Propaganda, as it is understood in a colloquial sense, is a tool used by the elite to manipulate masses into supporting the interests of the state, to which the recipient public are but hapless victims. In the highly charged political climate of the 21st century, the skeptical and instantly-informed public of the Online Age ought to be immune to such manipulations. But, as several high-profile events in recent years have demonstrated, efforts to manipulate public opinion has become a full time activity of both state and non-state actors—and the most optimal avenue for fulfilling these objectives is undoubtedly social media.
Platforms such as Facebook, Twitter, and YouTube connect people from across the world and allow instant and widespread communication to a massive global audience. Increasingly, those spreading propaganda invent entire personas online in an effort to appear as legitimate as possible through these platforms. A recent report from Oxford University’s Internet Institute analyzed the proliferation and effect of bots in spreading political messages throughout social media, examining several countries including the United States, Russia, and China, among others. The report found bots were employed in a decisively political manner multiple times against both foreign and domestic audiences.On Twitter, for instance, the use of bots in the American 2016 presidential election by entities reportedly sympathetic to Russian interests not only showed up in the OII report, but has had a deleterious impact on the American public’s confidence in the government and traditional media which has lasted well into the year.
Online propaganda is openly subsidized by governments worldwide. The US Special Operations Command (USSOCOM) dedicates a special group called the Military Information Support Operations Command (MISOC) to manage sock puppets to support US military and diplomatic interests abroad. Russian propagandists increasingly target “democratized” spaces online to create a completely toxic atmosphere where there is zero credibility and sow doubt and confusion online, or polarize public opinion on domestic social media networks such as LiveJournal and VKontakte.

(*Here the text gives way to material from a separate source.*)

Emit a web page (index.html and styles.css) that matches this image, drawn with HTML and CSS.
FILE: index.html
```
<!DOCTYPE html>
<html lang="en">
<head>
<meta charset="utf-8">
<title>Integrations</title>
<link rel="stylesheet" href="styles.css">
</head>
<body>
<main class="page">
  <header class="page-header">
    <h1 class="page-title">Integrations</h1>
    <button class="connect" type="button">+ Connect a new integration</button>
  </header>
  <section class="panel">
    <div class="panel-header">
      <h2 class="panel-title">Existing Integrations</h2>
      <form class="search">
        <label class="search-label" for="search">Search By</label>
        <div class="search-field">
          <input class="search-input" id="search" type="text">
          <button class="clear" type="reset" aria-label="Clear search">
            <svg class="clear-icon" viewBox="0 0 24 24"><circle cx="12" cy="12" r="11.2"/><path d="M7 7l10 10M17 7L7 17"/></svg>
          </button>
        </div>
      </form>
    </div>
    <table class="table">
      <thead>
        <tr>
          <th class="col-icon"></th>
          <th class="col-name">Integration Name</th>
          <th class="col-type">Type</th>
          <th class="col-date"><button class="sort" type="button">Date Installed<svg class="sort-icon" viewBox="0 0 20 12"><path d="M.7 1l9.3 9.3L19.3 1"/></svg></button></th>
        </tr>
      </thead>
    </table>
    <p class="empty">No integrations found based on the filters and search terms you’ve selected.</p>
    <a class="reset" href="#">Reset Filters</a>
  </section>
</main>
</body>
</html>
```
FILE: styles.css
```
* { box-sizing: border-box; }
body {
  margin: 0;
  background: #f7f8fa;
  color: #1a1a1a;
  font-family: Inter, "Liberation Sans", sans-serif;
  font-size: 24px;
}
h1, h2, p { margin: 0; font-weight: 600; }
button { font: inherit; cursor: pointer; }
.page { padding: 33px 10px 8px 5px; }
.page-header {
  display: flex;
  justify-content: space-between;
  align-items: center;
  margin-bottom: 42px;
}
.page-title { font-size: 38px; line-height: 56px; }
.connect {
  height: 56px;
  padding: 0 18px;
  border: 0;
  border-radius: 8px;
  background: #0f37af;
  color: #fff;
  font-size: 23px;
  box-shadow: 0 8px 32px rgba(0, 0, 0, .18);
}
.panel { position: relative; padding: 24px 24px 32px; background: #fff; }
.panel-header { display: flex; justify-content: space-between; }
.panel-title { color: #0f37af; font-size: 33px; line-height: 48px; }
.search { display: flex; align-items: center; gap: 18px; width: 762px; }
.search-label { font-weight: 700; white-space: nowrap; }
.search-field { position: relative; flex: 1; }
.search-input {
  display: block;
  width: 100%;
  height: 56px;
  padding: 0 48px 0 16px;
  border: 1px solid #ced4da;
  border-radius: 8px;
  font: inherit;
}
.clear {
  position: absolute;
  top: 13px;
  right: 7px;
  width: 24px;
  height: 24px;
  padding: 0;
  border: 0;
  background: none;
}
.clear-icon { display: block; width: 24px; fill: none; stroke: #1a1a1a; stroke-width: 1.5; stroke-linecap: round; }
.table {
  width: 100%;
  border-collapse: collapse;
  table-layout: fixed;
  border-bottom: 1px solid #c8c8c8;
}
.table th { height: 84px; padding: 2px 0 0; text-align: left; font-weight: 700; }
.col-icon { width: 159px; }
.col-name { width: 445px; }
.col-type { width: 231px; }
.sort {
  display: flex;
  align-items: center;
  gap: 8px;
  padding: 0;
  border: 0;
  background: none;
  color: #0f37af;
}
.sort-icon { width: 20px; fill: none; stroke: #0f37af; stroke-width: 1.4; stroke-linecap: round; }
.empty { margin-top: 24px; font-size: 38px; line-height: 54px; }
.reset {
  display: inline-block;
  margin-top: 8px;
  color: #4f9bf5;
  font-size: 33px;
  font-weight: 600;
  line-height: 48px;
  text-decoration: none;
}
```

The technique which best enables propaganda to be so effective is the building of consensus through the bandwagon effect. Manipulating a post’s metrics—measured in number of views, “likes”, and retweets—can have an amplifying effect on the post and unconsciously draw human users to support a popular message, even though it can be artificially generated and inflated through bots. The complexity of a bot’s capabilities can range from spamming political talking points across various platforms, to promoting certain views by using hundreds or thousands of bots to promote a particular message. Polarizing messages have ranges from criticism of a political candidate or a call to support military intervention abroad. Although platforms such as Facebook and Twitter attempt to root out botnets and the users who manage them, propagandists are becoming more adept at incorporating a human touch to political manipulation to avoid detection.

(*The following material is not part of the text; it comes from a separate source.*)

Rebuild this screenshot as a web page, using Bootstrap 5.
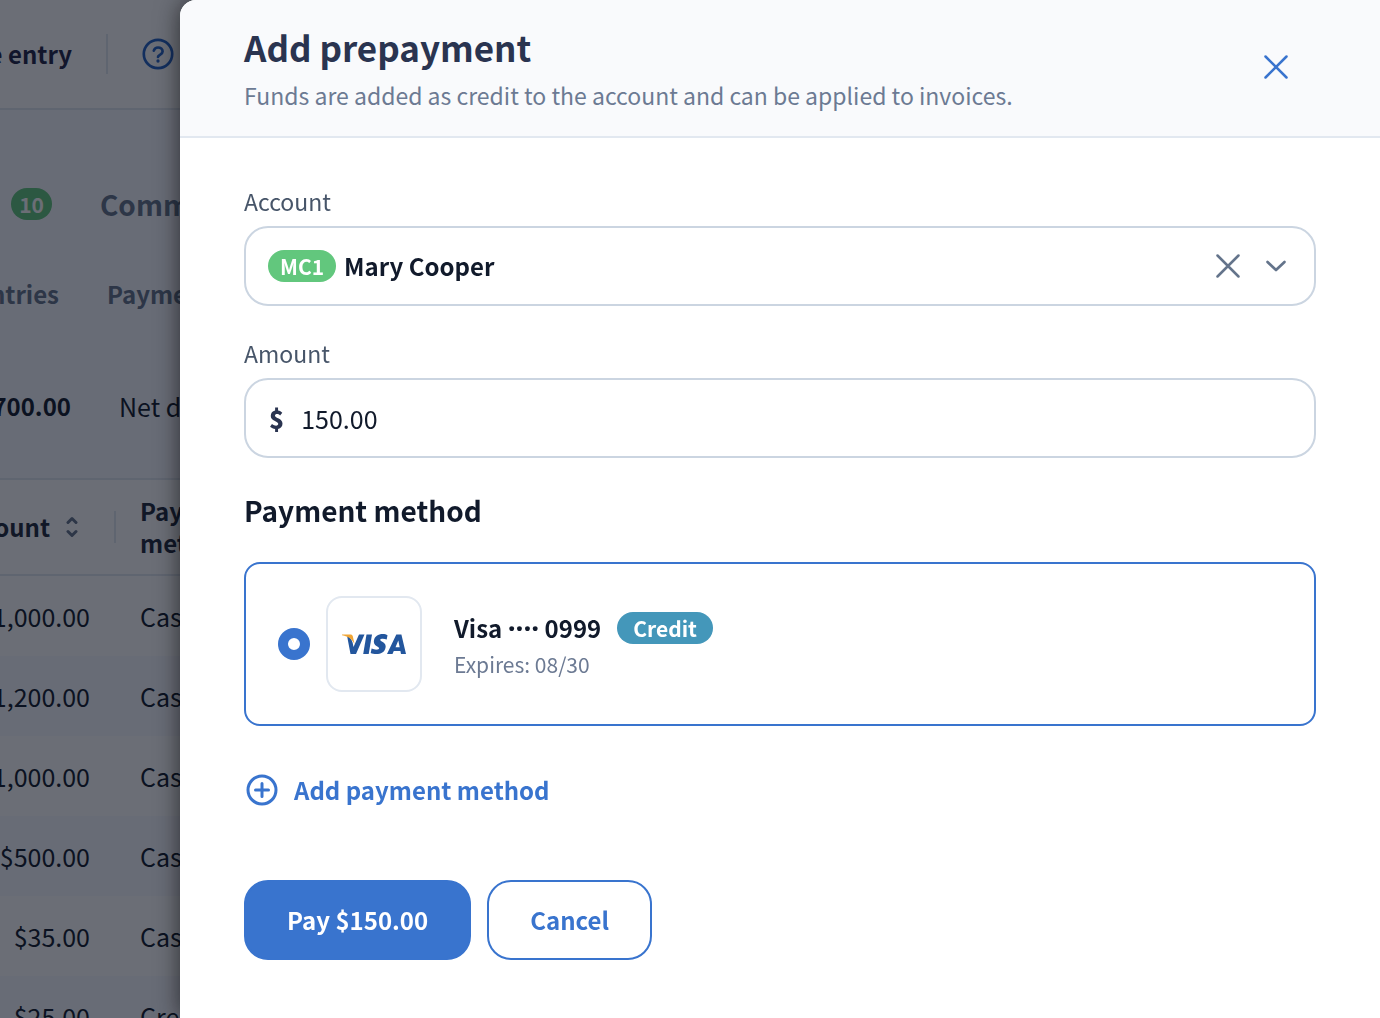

Modern propaganda does not solely entail disseminating hyper-political messages on social media. Research demonstrates that, as in real life, people aim to avoid political controversy online if they can help it. So if people avoid viewpoints to which they are ideologically opposed how do propagandists solve this selectivity? Most likely, they simply take advantage of it. Bots can have telltale signs of being nonhuman, such as poor spelling or suspicious wording in their posts or the use of human operators managing fake online personalities, known as sock puppets. They can have a more nuanced strategy to influence public opinion where political views can be more entrenched and harder to weaponize. Instead of incessantly spouting political propaganda on social media, sock puppets gradually influence other users of social media by moderating the political content they post with more innocuous content, whether it be viral videos, “memes”, or fictitious posts about their personal lives. Operators of sock puppets, such as the employees of the now infamous Russian “troll-farm”, carefully manage their fake online personas to appear as detailed and legitimate as possible to effect a better deception. Using these techniques, targets of propagandists can gradually follow a user or page posting cat videos and celebrity gossip to receiving tailored political propaganda as a means to sway public opinion and mobilize action.
This, compounded with the perceived hyper-partisan state of politics in today’s world, gives both states and other politically interested groups a wide range of potential targets to undermine opposition figures. But, whereas propaganda was once mostly aimed at undermining political regimes or governments themselves, online propagandists have put traditional media in its crosshairs. Attacking the credibility of traditional media and branding it as “fake news” shifts public interest into diversifying their news source to alternative forms of journalism. Such alternatives are prone to influence from propagandists as clearly partisan alternative news sources such as Infowars, Russia Today (RT), and NowThis can pursue a journalistic vein without any of the ethical or legal frameworks of traditional news media. Almost every alternative news source maintains a healthy presence on social media sites and is highly visible to social media users—creating opportunities for propagandists to exploit these sites for political ends.
Strategizing online propaganda is easy, cost effective, and low maintenance. The direct effect of political propaganda can be difficult to measure, as research still has a long way to establish causality between bots, sock puppets, trolls, and its offline political consequences. But, as events like the Arab Spring, Russia’s ongoing involvement in Ukraine, and the American Presidential election have demonstrated, social media’s impact in politics is a force to be reckoned with and merits serious consideration from heads of state to the individual consumer.